16. The method of claim 11 , wherein the second message is received from an access and mobility management function (AMF).

17. The method of claim 11 , wherein the method further comprises monitoring POs and data delivery of the two or more remote WTRUs based on the available DRX cycle.

18. The method of claim 11 , wherein the determination to align a DRX cycle of the relay WTRU with the respective DRX cycles of the two or more remote WTRUs connected to the WTRU is based on reception of a direct communication request message from one of the two or more remote WTRUs.

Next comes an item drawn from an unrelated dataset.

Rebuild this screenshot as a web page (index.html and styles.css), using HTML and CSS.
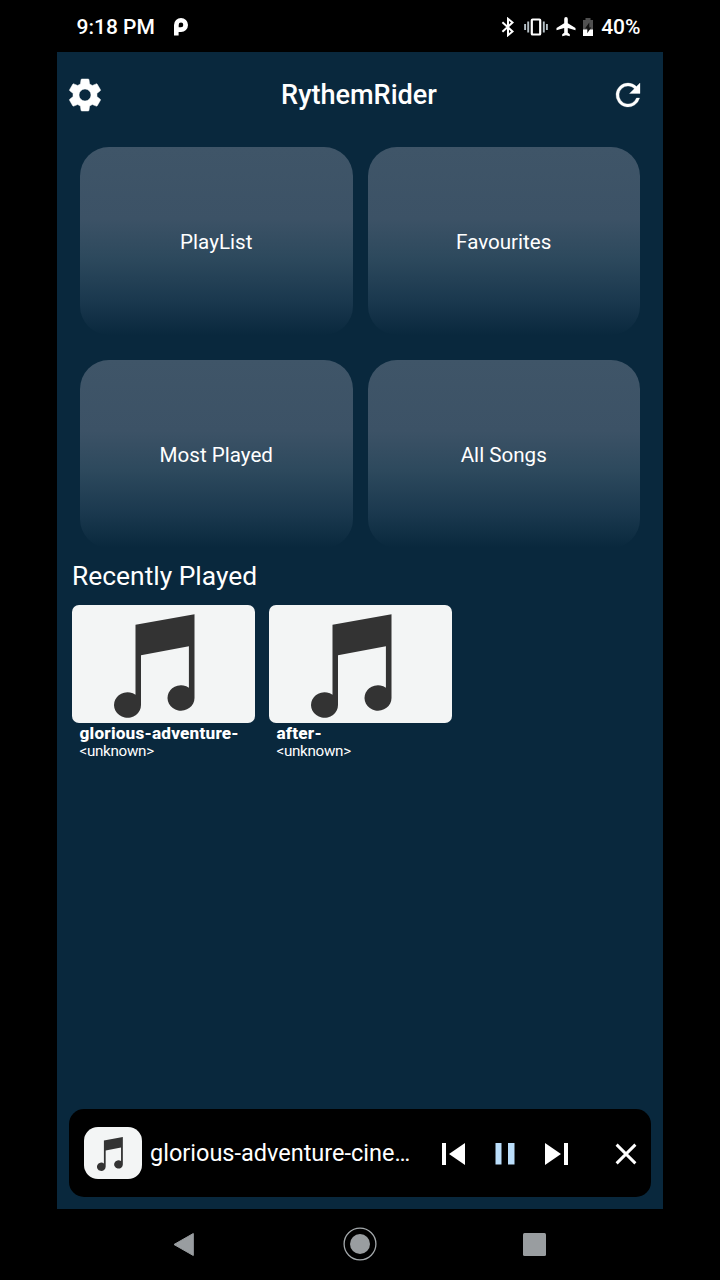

19. The method of claim 11 , wherein the specific identifier is a first specific identifier, and wherein the method further comprises: performing a registration update with the network; receiving a second specific identifier in response to the registration update; calculating an updated PO based on the second specific identifier; and sending a fourth message to the two or more remote WTRUs when the updated PO is not aligned with the initial PO, the fourth message indicating the second specific identifier.

20. The method of claim 19, wherein the available DRX cycle is assigned to the WTRU and the two or more remote WTRUs based on the DRX indication.

21 . A wireless transmit/receive unit (WTRU) comprising: a processor configured to: send a first message to a relay WTRU, the first message comprising an identifier and discontinuous reception (DRX) cycle of the remote WTRU; receive a second message from the relay WTRU, the second message comprising an available DRX cycle, a specific identifier, and a DRX indication that indicates the specific identifier; and send a mobility registration update message to an access and mobility management function (AMF) based on receiving the second message from the relay WTRU; and receive a mobility registration accept message from the AMF, the mobility registration accept message comprising information indicating aligning the DRX cycle of the remote WTRU according to the received specific identifier.